To evaluate the user-reputation system of WikiTrust, we measured the precision and recall with which low-reputation can predict reversions [2]. For each revision b, we say that the author of b has low reputation of his reputation is in the bottom 20%, and that b has been reverted if its average quality is below −0.8. We note that this is a proper evaluation, since the reputation of b’s author depends only on the past of b, whereas the quality of b depends on how b will be judged by future revisions. The results are reported in Table 1. The recall is high, indicating that high-reputation authors are unlikely to be reverted; the precision is lower because many novice authors make good-quality contributions. In measuring precision and recall, each contribution is weighed according to the number of words added and deleted.

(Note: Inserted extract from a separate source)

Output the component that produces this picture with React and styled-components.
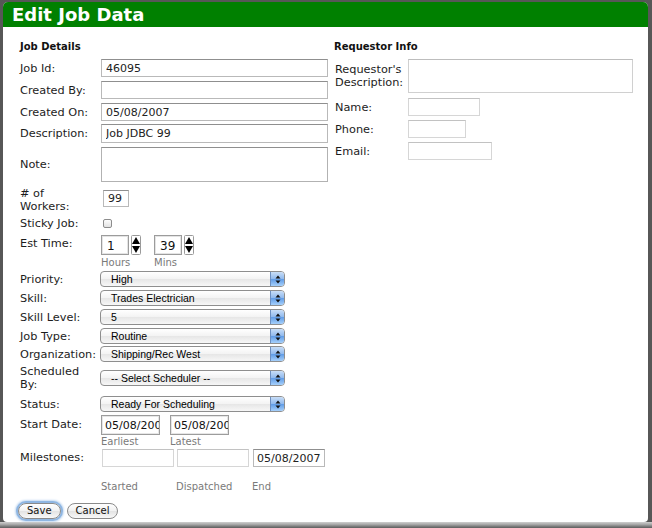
import styled, { createGlobalStyle } from "styled-components";

const GlobalStyle = createGlobalStyle`
  html, body {
    margin: 0;
    padding: 0;
    background: #575757;
  }
  body {
    font-family: "DejaVu Sans", Verdana, sans-serif;
  }
  * {
    box-sizing: border-box;
  }
`;

function StepArrows() {
  return (
    <svg width="10" height="20" viewBox="0 0 10 20">
      <rect x="0.5" y="0.5" width="9" height="19" rx="1" fill="#fff" stroke="#9a9a9a" />
      <polygon points="5,2 9,9 1,9" fill="#000" />
      <polygon points="1,11 9,11 5,18" fill="#000" />
    </svg>
  );
}

function CapArrows() {
  return (
    <svg width="6" height="9" viewBox="0 0 6 9">
      <polygon points="3,0.5 5.5,3.5 0.5,3.5" fill="#111" />
      <polygon points="0.5,5.5 5.5,5.5 3,8.5" fill="#111" />
    </svg>
  );
}

function Select({ value, $w = 185 }) {
  return (
    <SelectBox $w={$w}>
      <SelectText>{value}</SelectText>
      <SelectCap>
        <CapArrows />
      </SelectCap>
    </SelectBox>
  );
}

function Spinner({ value, unit }) {
  return (
    <SpinGroup>
      <SpinRow>
        <SpinBox>{value}</SpinBox>
        <StepArrows />
      </SpinRow>
      <SubLabel $mt={2}>{unit}</SubLabel>
    </SpinGroup>
  );
}

export default function App() {
  return (
    <Screen>
      <GlobalStyle />
      <Window>
        <TitleBar>Edit Job Data</TitleBar>
        <Body>
          <LeftCol>
            <Heading>Job Details</Heading>

            <Row $mt={6}>
              <Label>Job Id:</Label>
              <TextInput $w={227} defaultValue="46095" />
            </Row>
            <Row $mt={4}>
              <Label>Created By:</Label>
              <TextInput $w={227} defaultValue="" />
            </Row>
            <Row $mt={4}>
              <Label>Created On:</Label>
              <TextInput $w={227} defaultValue="05/08/2007" />
            </Row>
            <Row $mt={3}>
              <Label>Description:</Label>
              <TextInput $w={227} $h={19} defaultValue="Job JDBC 99" />
            </Row>
            <Row $mt={4}>
              <Label>Note:</Label>
              <TextArea $w={227} $h={35} />
            </Row>
            <Row $mt={5} $align="flex-start">
              <Label>
                # of
                <br />
                Workers:
              </Label>
              <SmallInput defaultValue="99" />
            </Row>
            <Row $mt={4}>
              <Label>Sticky Job:</Label>
              <CheckBox />
            </Row>
            <Row $mt={5} $align="flex-start">
              <Label $lh={17}>Est Time:</Label>
              <Spinner value="1" unit="Hours" />
              <Spacer $w={13} />
              <Spinner value="39" unit="Mins" />
            </Row>

            <Row $mt={2}>
              <Label>Priority:</Label>
              <Select value="High" />
            </Row>
            <Row $mt={3}>
              <Label>Skill:</Label>
              <Select value="Trades Electrician" />
            </Row>
            <Row $mt={3}>
              <Label>Skill Level:</Label>
              <Select value="5" />
            </Row>
            <Row $mt={3}>
              <Label>Job Type:</Label>
              <Select value="Routine" />
            </Row>
            <Row $mt={2}>
              <Label>Organization:</Label>
              <Select value="Shipping/Rec West" />
            </Row>
            <Row $mt={3}>
              <Label>
                Scheduled
                <br />
                By:
              </Label>
              <Select value="-- Select Scheduler --" />
            </Row>
            <Row $mt={5}>
              <Label>Status:</Label>
              <Select value="Ready For Scheduling" />
            </Row>

            <Row $mt={3} $align="flex-start">
              <Label $lh={14} $pt={3}>Start Date:</Label>
              <DateGroup>
                <DateInput defaultValue="05/08/2007" />
                <SubLabel $mt={1}>Earliest</SubLabel>
              </DateGroup>
              <Spacer $w={10} />
              <DateGroup>
                <DateInput defaultValue="05/08/2007" />
                <SubLabel $mt={1}>Latest</SubLabel>
              </DateGroup>
            </Row>

            <Row $mt={1} $align="flex-start">
              <Label $lh={18}>Milestones:</Label>
              <MileGroup $ml={1}>
                <TextInput $w={72} $light />
                <MileLabel>Started</MileLabel>
              </MileGroup>
              <MileGroup $ml={3}>
                <TextInput $w={72} $light />
                <MileLabel>Dispatched</MileLabel>
              </MileGroup>
              <MileGroup $ml={4}>
                <TextInput $w={72} $pad={3} defaultValue="05/08/2007" />
                <MileLabel>End</MileLabel>
              </MileGroup>
            </Row>

            <ButtonRow>
              <Button $focused>Save</Button>
              <Button>Cancel</Button>
            </ButtonRow>
          </LeftCol>

          <RightCol>
            <Heading>Requestor Info</Heading>
            <Row $mt={6}>
              <Label $w={74} $pl={1}>
                Requestor's
                <br />
                Description:
              </Label>
              <TextArea $w={225} $h={34} $light />
            </Row>
            <Row $mt={5}>
              <Label $w={74} $pl={1}>Name:</Label>
              <TextInput $w={72} $light />
            </Row>
            <Row $mt={4}>
              <Label $w={74} $pl={1}>Phone:</Label>
              <TextInput $w={58} $light />
            </Row>
            <Row $mt={4}>
              <Label $w={74} $pl={1}>Email:</Label>
              <TextInput $w={84} $light />
            </Row>
          </RightCol>
        </Body>
      </Window>
      <BottomShadow />
    </Screen>
  );
}

const Screen = styled.div`
  width: 652px;
  height: 528px;
  overflow: hidden;
  background: #575757;
  padding: 2px 4px 0 3px;
  display: flex;
  flex-direction: column;
`;

const Window = styled.div`
  height: 520px;
  background: #fff;
  border-radius: 5px 5px 4px 4px;
  overflow: hidden;
  display: flex;
  flex-direction: column;
`;

const BottomShadow = styled.div`
  height: 6px;
  margin: 0 -4px 0 -3px;
  background: linear-gradient(#cfcfcf, #a9a9a9 40%, #7a7a7a 75%, #5e5e5e);
`;

const TitleBar = styled.div`
  height: 25px;
  flex-shrink: 0;
  background: #008000;
  color: #fff;
  font-weight: bold;
  font-size: 18px;
  padding-left: 9px;
  display: flex;
  align-items: center;
`;

const Body = styled.div`
  display: flex;
  padding: 14px 0 0 17px;
`;

const LeftCol = styled.div`
  width: 308px;
  display: flex;
  flex-direction: column;
`;

const RightCol = styled.div`
  width: 300px;
  margin-left: 6px;
  display: flex;
  flex-direction: column;
`;

const Heading = styled.div`
  font-size: 10px;
  font-weight: bold;
  line-height: 12px;
  color: #111;
`;

const Row = styled.div`
  display: flex;
  align-items: ${({ $align }) => $align || "center"};
  margin-top: ${({ $mt }) => $mt || 0}px;
`;

const Label = styled.div`
  width: ${({ $w }) => $w || 81}px;
  flex-shrink: 0;
  padding-left: ${({ $pl }) => $pl || 0}px;
  padding-top: ${({ $pt }) => $pt || 0}px;
  font-size: 11.3px;
  line-height: ${({ $lh }) => $lh || 13}px;
  color: #1c1c1c;
`;

const TextInput = styled.input`
  width: ${({ $w }) => $w}px;
  height: ${({ $h }) => $h || 18}px;
  margin: 0;
  padding: 0 ${({ $pad }) => $pad || 4}px;
  border: 1px solid ${({ $light }) => ($light ? "#d6d6d6" : "#b9b9b9")};
  border-top-color: ${({ $light }) => ($light ? "#c2c2c2" : "#8f8f8f")};
  background: #fff;
  font-family: inherit;
  font-size: 11px;
  color: #222;
  outline: none;
`;

const TextArea = styled.div`
  width: ${({ $w }) => $w}px;
  height: ${({ $h }) => $h}px;
  border: 1px solid ${({ $light }) => ($light ? "#d0d0d0" : "#b2b2b2")};
  border-top-color: ${({ $light }) => ($light ? "#bdbdbd" : "#8f8f8f")};
  background: #fff;
`;

const SmallInput = styled.input`
  width: 26px;
  height: 17px;
  margin: 3px 0 0 2px;
  padding: 0 4px;
  border: 1px solid #b9b9b9;
  border-top-color: #8f8f8f;
  font-family: inherit;
  font-size: 11px;
  color: #222;
  outline: none;
`;

const CheckBox = styled.span`
  width: 9px;
  height: 9px;
  margin-left: 2px;
  border: 1px solid #8c8c8c;
  border-radius: 2px;
  background: linear-gradient(#fdfdfd, #e2e2e2);
`;

const Spacer = styled.div`
  width: ${({ $w }) => $w}px;
  flex-shrink: 0;
`;

const SpinGroup = styled.div`
  display: flex;
  flex-direction: column;
`;

const SpinRow = styled.div`
  display: flex;
  align-items: flex-start;
  gap: 2px;
`;

const SpinBox = styled.div`
  width: 28px;
  height: 20px;
  padding: 2px 0 0 5px;
  border: 1px solid #9c9c9c;
  box-shadow: inset 0 0 0 1px #e4e4e4;
  font-size: 12px;
  line-height: 16px;
  color: #111;
`;

const SubLabel = styled.div`
  margin-top: ${({ $mt }) => $mt || 0}px;
  font-size: 10px;
  line-height: 12px;
  color: #7a7a7a;
`;

const SelectBox = styled.div`
  width: ${({ $w }) => $w}px;
  height: 16px;
  margin-left: -1px;
  display: flex;
  border: 1px solid #8e8e8e;
  border-radius: 4px;
  overflow: hidden;
  background: linear-gradient(#ffffff, #f3f3f3 50%, #e6e6e6 51%, #f7f7f7);
`;

const SelectText = styled.div`
  flex: 1;
  padding-left: 10px;
  font-family: "Liberation Sans", Arial, sans-serif;
  font-size: 10.5px;
  line-height: 14px;
  color: #000;
  white-space: nowrap;
  overflow: hidden;
`;

const SelectCap = styled.div`
  width: 14px;
  flex-shrink: 0;
  display: flex;
  align-items: center;
  justify-content: center;
  border-left: 1px solid #6d8fc0;
  background: linear-gradient(#c9def7, #8fb9ee 50%, #5f9be6 51%, #a6d0fb);
`;

const DateGroup = styled.div`
  display: flex;
  flex-direction: column;
`;

const DateInput = styled.input`
  width: 59px;
  height: 20px;
  margin: 0;
  padding: 0 0 0 3px;
  border: 1px solid #9c9c9c;
  box-shadow: inset 0 0 0 1px #e6e6e6;
  font-family: inherit;
  font-size: 11px;
  color: #111;
  outline: none;
`;

const MileGroup = styled.div`
  display: flex;
  flex-direction: column;
  margin-left: ${({ $ml }) => $ml}px;
`;

const MileLabel = styled(SubLabel)`
  margin: 14px 0 0 -1px;
`;

const ButtonRow = styled.div`
  display: flex;
  gap: 6px;
  margin: 10px 0 0 -2px;
`;

const Button = styled.button`
  height: 16px;
  padding: 0 8px;
  border: 1px solid #8a8a8a;
  border-radius: 8px;
  background: linear-gradient(#ffffff, #f1f1f1 50%, #e3e3e3 51%, #f8f8f8);
  font-family: inherit;
  font-size: 10px;
  line-height: 14px;
  color: #111;
  box-shadow: ${({ $focused }) =>
    $focused ? "0 0 0 2px #8fb6e2, 0 0 2px 3px #c4daf2" : "none"};
`;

The data is based on Wikipedia dumps ending in late 2009, except for the English Wikipedia, where the dump is from January 2008, and it has been augmented with updates until January 2010 for the 30,000 pages of the Wikipedia 0.7 project⁶.

Table 1.

Predictive ability of the WikiTrust user reputation system on various Wikipedias. The table reports the precision and recall of low author reputation as a predictor for reversions.

Wikipedia	Precision	Recall
Dutch	58.1	95.6
English	58.0	77.1
French	43.7	89.1
German	50.4	93.4
Polish	43.1	91.7
Portuguese	48.3	94.1

Open in a new tab

Content reputation

WikiTrust aims at providing an indication of the quality of Wikipedia content, in particular alerting visitors to possible vandalism and content tampering. To this end, WikiTrust computes and displays the reputation of Wikipedia content, at the granularity of individual words. An example is given in Figure 1, where the assertion on NP-completeness, having low reputation, has been highlighted in orange.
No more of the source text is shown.